Net absorption in Phoenix’s suburban markets grew by 3.5% to 4.4 million square over the last 12 months, and even suburban Houston, driven largely by the move of ExxonMobil into its Springwoods Village campus, saw a 2.5% increase to 5.2 million square feet, since the period ending in first-quarter 2015.

"Some of the suburbs are really catching on fire. The numbers are strong across the board," said CoStar Director of Office Research Walter Page. "The absorption numbers are strong for the CBDs, but not nearly as strong as for the suburban markets."

The Denver and Nashville suburbs also posted larger absorption numbers compared with their urban core counterparts, while suburban Phoenix and Raleigh, NC also saw strong gains.

A survey of first-quarter CoStar lease comparable data showed a number of large leases of 100,000 square feet or larger in strong suburban markets. For example, private automotive franchisor The Ethos Group leased 100,000 square feet of ARK Group's Music Factory project under development in Las Colinas within the Dallas suburb of Irving, TX.

The Las Colinas project also meets the need for newer product in the 'burbs. Many companies have fled these properties for higher-quality office quarters closer to the CBD over the last 10 years.

Location certainly matters, but so too does the product, said Aaron Jodka, CoStar manager, U.S. Market Research. Older 1980s-vintage office properties, many of which are in the suburbs, have had the weakest recovery during this cycle, and tenants have shied away from that product in favor of newer assets, Jodka said.

"Much of the suburban story of late on the supply side has been build-to-suit, and those seeking campus locales are opting for that type of development in the suburbs," Jodka added.

Suburban submarkets such as Sunnyvale in Silicon Valley and Route 28 South in Northern Virginia led first-quarter U.S. absorption totals in an otherwise muted first quarter for occupancy growth, according to JLL’s first-quarter office outlook.

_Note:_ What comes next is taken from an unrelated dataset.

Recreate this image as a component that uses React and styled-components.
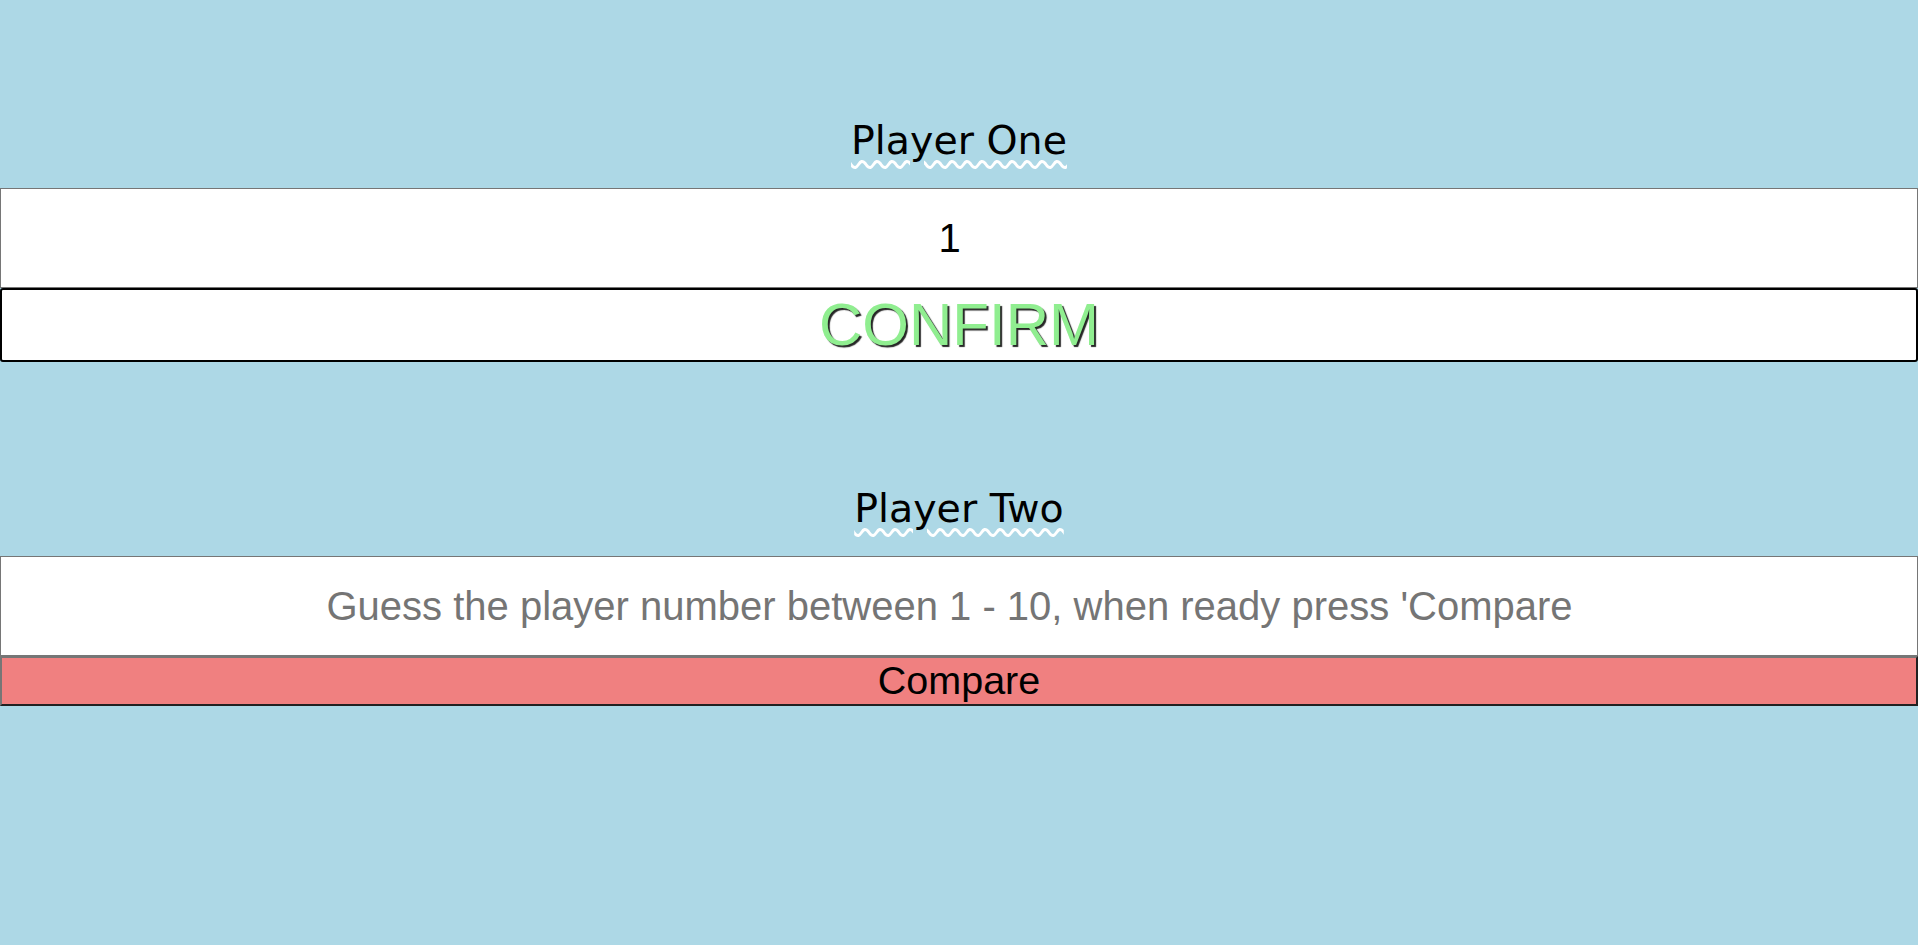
import { useState } from "react";
import styled, { createGlobalStyle } from "styled-components";

const GlobalStyle = createGlobalStyle`
  body {
    margin: 0;
    background: #add8e6;
    font-family: "Liberation Sans", Arial, sans-serif;
  }
`;

const Container = styled.div`
  min-height: 100vh;
  background: #add8e6;
  padding-top: 118px;
  box-sizing: border-box;
  display: flex;
  flex-direction: column;
  gap: 124px;
`;

const Section = styled.div`
  display: flex;
  flex-direction: column;
`;

const Title = styled.h2`
  margin: 0 0 26px;
  font-family: "DejaVu Sans", Verdana, sans-serif;
  font-weight: 400;
  font-size: 39.5px;
  line-height: 44px;
  text-align: center;
  color: #000;
  text-decoration: underline wavy #fff;
  text-decoration-thickness: 3px;
  text-underline-offset: 6px;
`;

const Input = styled.input`
  display: block;
  width: 100%;
  height: 100px;
  box-sizing: border-box;
  margin: 0;
  padding: 1px 21px 1px 2px;
  border: 1px solid #767676;
  background: #fff;
  text-align: center;
  font-family: "Liberation Sans", Arial, sans-serif;
  font-size: 40px;
  color: #000;
  outline: none;

  &::placeholder {
    color: #757575;
  }
`;

const ConfirmButton = styled.button`
  display: block;
  width: 100%;
  height: 74px;
  margin: 0;
  padding: 0;
  border: 2px solid #000;
  border-radius: 3px;
  background: #fff;
  font-family: "Liberation Sans", Arial, sans-serif;
  font-size: 60px;
  line-height: 1;
  color: #90ee90;
  text-shadow: 2px 2px 1px rgba(0, 0, 0, 0.85);
  cursor: pointer;
`;

const CompareButton = styled.button`
  display: block;
  width: 100%;
  height: 50px;
  margin: 0;
  padding: 0;
  border: 2px outset #767676;
  background: #f08080;
  font-family: "Liberation Sans", Arial, sans-serif;
  font-size: 39.5px;
  line-height: 1;
  color: #000;
  cursor: pointer;
`;

const App = () => {
  const [secret, setSecret] = useState("1");
  const [guess, setGuess] = useState("");

  return (
    <Container>
      <GlobalStyle />
      <Section>
        <Title>Player One</Title>
        <Input value={secret} onChange={(e) => setSecret(e.target.value)} />
        <ConfirmButton>CONFIRM</ConfirmButton>
      </Section>
      <Section>
        <Title>Player Two</Title>
        <Input
          placeholder="Guess the player number between 1 - 10, when ready press 'Compare"
          value={guess}
          onChange={(e) => setGuess(e.target.value)}
        />
        <CompareButton>Compare</CompareButton>
      </Section>
    </Container>
  );
};

export default App;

Rents in several suburban submarkets such as Redwood City, CA on the San Francisco Peninsula and Gramercy Park in New York City as demand spills into the Class B office sector, JLL said.

Even Chicago's beleaguered suburban office market received some welcome good news in the quarter as several companies renewed their leases in the first quarter, including AIM Specialty Health's lease at 540 Lake Cook Road for 94,000 square feet and Houghton Mifflin Hartcourt, which re-upped at 909 Davis Street in Evanston for almost 60,000 square feet.